The Oddfellows Arms was one of the first pub that we ever visited in Stratford as it was on the way from what became our regular mooring (above the locks, away from the centre) to the pubs in the centre.
This was on the evening of Friday 5th April 1996 (Good Friday) after a trying day's boating. Our day had started badly when Emma Jane refused to start. The nearest boatyard was a couple of miles away and as neither of us had a mobile phone in those days we walked there! The engineer gave us a lift back and got us going, but we'd only got time to get to the boatyard before lunch - fortunately there was also a pub there!

It was a long afternoon boating from Wooton Wawen to Stratford with us mooring up at 7:50 pm! I'm guessing that we were quite thirsty and went into the first pub we found - the Oddfellows Arms. As I recall it was a very cosy, pleasant pub.

It was another seven years before we revisited the Oddfellows Arms, this time on the evening of Saturday 19th April 2003.
As I recall, it was pretty much unchanged, but the signs indicate that food was now available.
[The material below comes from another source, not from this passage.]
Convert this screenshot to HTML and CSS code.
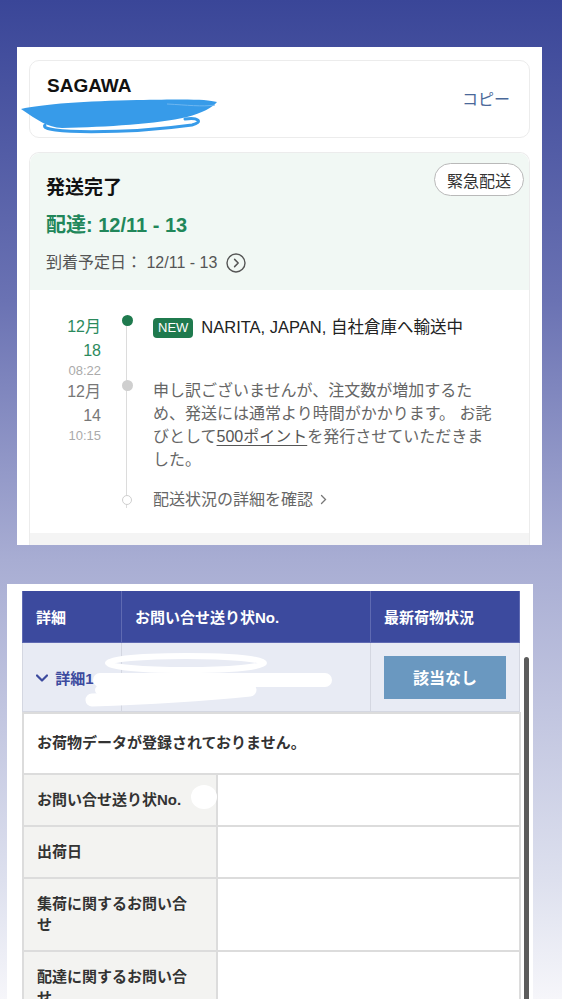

Also, the outside seating now had a very low retaining wall.

The next visit was on the evening of Saturday 7th April 2007.
The Oddfellows Arms had been refurbished inside and out, but not to our taste - it had become more modern and soul-less! That was the last time we actually stepped inside and, although we did walk by a few times, it wasn't sufficiently inviting to tempt us back in!

I popped back to Stratford last year to take a few photos of the town and this is the sight I came across.
It was the afternoon of Thursday 5th September 2013 and the Oddfellows Arms has been transformed into Kiss! I didn't go in.

Judging from the most recent review on Beer in the Evening it doesn't look as though this will be here for too much longer. This appears to be going the way of many pubs over the past few years; as the market contracts, the back street pubs seem to be the ones disappearing, especially when there are so many others nearby in a town like Stratford. Sad, but currently almost inevitable! 

Wednesday, 14 November 2012

#090 The Old Trooper, Christleton, Cheshire : 1996 to 2012

Our first ever canal trip to Chester was back in 1996 following our first ever visit to Llangollen a few days earlier. We stopped at Christleton on our way out of Chester and moored up right outside The Old Trooper.
This was on the evening of Saturday 31st August 1996. In those days it was a Beefeater which suited us perfectly as we're quite partial to a steak with our evening's lager! As I recall it was a classic Beefeater of that period - inside it was a maze of different levels meaning that, although the place was quite busy, you felt as though you were the only customers there, not being able to see the 'big picture' of the restaurant layout.

On that visit we didn't venture forth into Christleton, an omission we've remedied in subsequent years. We didn't revisit The Old Trooper until 2012. This trip was the first canal venture since we'd sold Emma Jane and was our first experience of hiring a narrowboat. Our starting point was the Anglo Welsh hire base at Bunbury on the Shropshire Union Canal and we visited Christleton, again on the way out of Chester.
This was at lunchtime on Wednesday 11th April 2012. We'd had lunch at the Ring o' Bells in the village, but decided to revisit The Old Trooper for a last pint of the session for old time's sake. And what a transformation! I still find it amazing that some pubs hardly change over the years whilst some have a complete makeover (sometimes more than once)! Outside the building itself is largely unchanged in shape, but the decoration is somewhat different. Inside, it is nothing like it was 16 years ago. Now it is completely open and all on one level (apart from a couple of steps up at the back).

As I recall, Beefeater were owned by Whitbread (still are, Ed) and Harvester are owned by Mitchells & Butlers, so there has obviously been a bit of property dealing in the intervening 16 years since our last visit! It was very difficult to see if it was still called The Old Trooper, but the name is just visible beneath the green Harvester pole sign (on the left of the picture), but on their website the name is much more prominent.